1. Academic Validation
  2. Chemoproteomics-enabled discovery of a covalent molecular glue degrader targeting NF-κB

Chemoproteomics-enabled discovery of a covalent molecular glue degrader targeting NF-κB

  • Cell Chem Biol. 2023 Apr 20;30(4):394-402.e9. doi: 10.1016/j.chembiol.2023.02.008.
Elizabeth A King 1 Yoojin Cho 1 Nathan S Hsu 1 Dustin Dovala 2 Jeffrey M McKenna 3 John A Tallarico 3 Markus Schirle 3 Daniel K Nomura 4
Affiliations

Affiliations

  • 1 Department of Chemistry, University of California, Berkeley, Berkeley, CA 94720, USA; Novartis-Berkeley Translational Chemical Biology Institute, Berkeley, CA 94720, USA; Innovative Genomics Institute, Berkeley, CA 94704, USA.
  • 2 Novartis-Berkeley Translational Chemical Biology Institute, Berkeley, CA 94720, USA; Novartis Institutes for BioMedical Research, Emeryville, CA 94608, USA.
  • 3 Novartis-Berkeley Translational Chemical Biology Institute, Berkeley, CA 94720, USA; Novartis Institutes for BioMedical Research, Cambridge, MA 02139, USA.
  • 4 Department of Chemistry, University of California, Berkeley, Berkeley, CA 94720, USA; Novartis-Berkeley Translational Chemical Biology Institute, Berkeley, CA 94720, USA; Innovative Genomics Institute, Berkeley, CA 94704, USA; Department of Molecular and Cell Biology, University of California, Berkeley, Berkeley, CA 94720, USA. Electronic address: dnomura@berkeley.edu.
Abstract

Targeted protein degradation has arisen as a powerful therapeutic modality for degrading disease targets.

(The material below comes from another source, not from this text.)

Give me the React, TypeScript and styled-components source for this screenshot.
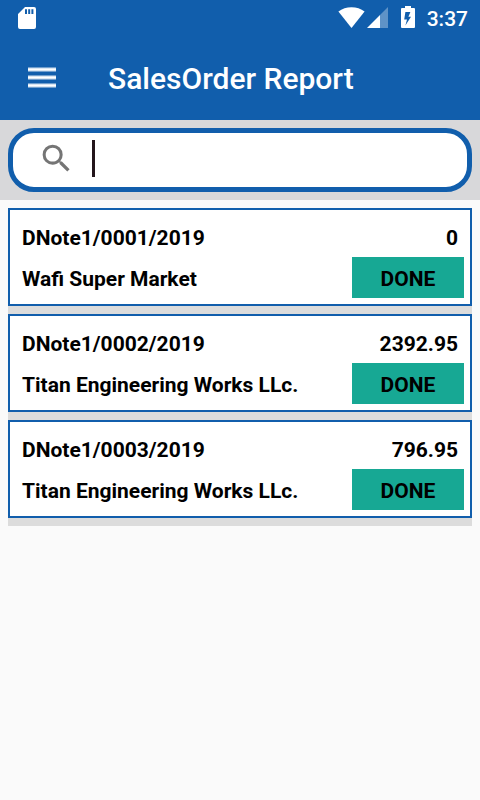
import React from "react";
import styled, { createGlobalStyle } from "styled-components";

const GlobalStyle = createGlobalStyle`
  * { box-sizing: border-box; }
  body {
    margin: 0;
    background: #fafafa;
    color: #000;
    font-family: Roboto, "Liberation Sans", sans-serif;
  }
`;

const StatusBar = styled.div`
  display: flex;
  align-items: center;
  justify-content: space-between;
  height: 36px;
  padding: 0 12px 0 18px;
  background: #115eac;
  color: #fff;
`;

const StatusIcons = styled.div`
  display: flex;
  align-items: center;
`;

const Glyph = styled.svg<{ $gap?: number }>`
  display: block;
  flex: none;
  margin-right: ${({ $gap = 0 }) => $gap}px;
`;

const Clock = styled.time`
  padding-top: 2px;
  font-size: 21px;
  line-height: 36px;
  font-weight: 500;
`;

const AppBar = styled.header`
  display: flex;
  align-items: center;
  height: 84px;
  padding: 0 28px;
  gap: 52px;
  background: #115eac;
  color: #fff;
`;

const MenuButton = styled.button`
  display: flex;
  padding: 0;
  border: 0;
  background: none;
  color: inherit;
`;

const Title = styled.h1`
  margin: 0;
  padding-top: 2px;
  font-size: 30px;
  line-height: 36px;
  font-weight: 500;
`;

const SearchPanel = styled.div`
  padding: 8px;
  background: #d8d8da;
`;

const SearchField = styled.label`
  display: flex;
  align-items: center;
  height: 64px;
  padding: 0 24px 3px 25px;
  border: 5px solid #115eac;
  border-radius: 26px;
  background: #fff;
`;

const Caret = styled.span`
  flex: none;
  width: 3px;
  height: 37px;
  background: #23151b;
`;

const SearchInput = styled.input`
  flex: 1;
  min-width: 0;
  height: 40px;
  padding: 0;
  border: 0;
  outline: 0;
  background: transparent;
  font: 400 24px Roboto, sans-serif;
`;

const OrderList = styled.ul`
  display: flex;
  flex-direction: column;
  gap: 8px;
  margin: 8px;
  padding: 0 0 8px;
  list-style: none;
  background: #dcdcdc;
`;

const OrderCard = styled.li`
  padding: 6px;
  border: 2px solid #115eac;
  background: #fff;
`;

const OrderRow = styled.div`
  display: flex;
  align-items: center;
  justify-content: space-between;
  height: 41px;
  padding-left: 6px;
`;

const OrderText = styled.span<{ $amount?: boolean }>`
  padding-top: 2px;
  padding-right: ${({ $amount }) => ($amount ? 6 : 0)}px;
  font-size: 21px;
  line-height: 24px;
  font-weight: 700;
`;

const DoneButton = styled.button`
  width: 112px;
  height: 41px;
  padding: 2px 0 0;
  border: 0;
  background: #17a894;
  color: #000;
  font: 700 21px/24px Roboto, sans-serif;
`;

const orders = [
  { note: "DNote1/0001/2019", amount: "0", customer: "Wafi Super Market" },
  { note: "DNote1/0002/2019", amount: "2392.95", customer: "Titan Engineering Works LLc." },
  { note: "DNote1/0003/2019", amount: "796.95", customer: "Titan Engineering Works LLc." },
];

export default function App() {
  return (
    <>
      <GlobalStyle />
      <StatusBar>
        <Glyph width="18" height="22" viewBox="0 0 18 22" fill="currentColor" aria-hidden="true">
          <path
            fillRule="evenodd"
            d="M7 0H16Q18 0 18 2V20Q18 22 16 22H2Q0 22 0 20V7ZM7 2.2V7H9V2.2ZM10.2 2.2V7H12.2V2.2ZM13.4 2.2V7H15.4V2.2Z"
          />
        </Glyph>
        <StatusIcons>
          <Glyph $gap={2} width="27" height="22" viewBox="0 0 27 22" fill="currentColor" aria-hidden="true">
            <path d="M13.5 21L.4 4.6Q6 .2 13.5.2T26.6 4.6Z" />
          </Glyph>
          <Glyph $gap={13} width="21" height="22" viewBox="0 0 21 22" fill="currentColor" aria-hidden="true">
            <path fillOpacity=".33" d="M13 8L21 0V21H13Z" />
            <path d="M0 21L13 8V21Z" />
          </Glyph>
          <Glyph $gap={12} width="14" height="24" viewBox="0 0 14 24" fill="currentColor" aria-hidden="true">
            <path
              fillRule="evenodd"
              d="M4 0H10V2H13Q14 2 14 3V21Q14 22 13 22H1Q0 22 0 21V3Q0 2 1 2H4ZM4.4 6L3.2 13.5H6L4.4 19.6L10 10.8H7.4L9.4 6Z"
            />
          </Glyph>
          <Clock>3:37</Clock>
        </StatusIcons>
      </StatusBar>
      <AppBar>
        <MenuButton type="button" aria-label="Open menu">
          <Glyph width="28" height="22" viewBox="0 0 28 22" fill="currentColor" aria-hidden="true">
            <path fillOpacity=".4" d="M0 0H28V5H0ZM0 8H28V13H0ZM0 16H28V21H0Z" />
            <path fillOpacity=".75" d="M0 1H28V4H0ZM0 9H28V12H0ZM0 17H28V20H0Z" />
            <path d="M0 2H28V3H0ZM0 10H28V11H0ZM0 18H28V19H0Z" />
          </Glyph>
        </MenuButton>
        <Title>SalesOrder Report</Title>
      </AppBar>
      <main>
        <SearchPanel>
          <SearchField>
            <Glyph $gap={17} width="37" height="37" viewBox="0 0 24 24" fill="#757575" aria-hidden="true">
              <path d="M15.5 14h-.79l-.28-.27A6.47 6.47 0 0 0 16 9.5 6.5 6.5 0 1 0 9.5 16c1.61 0 3.09-.59 4.23-1.57l.27.28v.79l5 4.99L20.49 19l-4.99-5zm-6 0C7.01 14 5 11.99 5 9.5S7.01 5 9.5 5 14 7.01 14 9.5 11.99 14 9.5 14z" />
            </Glyph>
            <Caret />
            <SearchInput type="search" aria-label="Search sales orders" />
          </SearchField>
        </SearchPanel>
        <OrderList>
          {orders.map((order) => (
            <OrderCard key={order.note}>
              <OrderRow>
                <OrderText>{order.note}</OrderText>
                <OrderText $amount>{order.amount}</OrderText>
              </OrderRow>
              <OrderRow>
                <OrderText>{order.customer}</OrderText>
                <DoneButton type="button">DONE</DoneButton>
              </OrderRow>
            </OrderCard>
          ))}
        </OrderList>
      </main>
    </>
  );
}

While proteolysis-targeting chimera (PROTAC) design is more modular, the discovery of molecular glue degraders has been more challenging. Here, we have coupled the phenotypic screening of a covalent ligand library with chemoproteomic approaches to rapidly discover a covalent molecular glue degrader and associated mechanisms. We have identified a cysteine-reactive covalent ligand EN450 that impairs leukemia cell viability in a NEDDylation and proteasome-dependent manner. Chemoproteomic profiling revealed covalent interaction of EN450 with an allosteric C111 in the E2 ubiquitin-conjugating Enzyme UBE2D. Quantitative proteomic profiling revealed the degradation of the oncogenic transcription factor NFKB1 as a putative degradation target. Our study thus puts forth the discovery of a covalent molecular glue degrader that uniquely induced the proximity of an E2 with a transcription factor to induce its degradation in Cancer cells.

Keywords

E2 ligase; NFKB1; UBE2D; activity-based protein profiling; molecular glue; targeted protein degradation; transcription factor.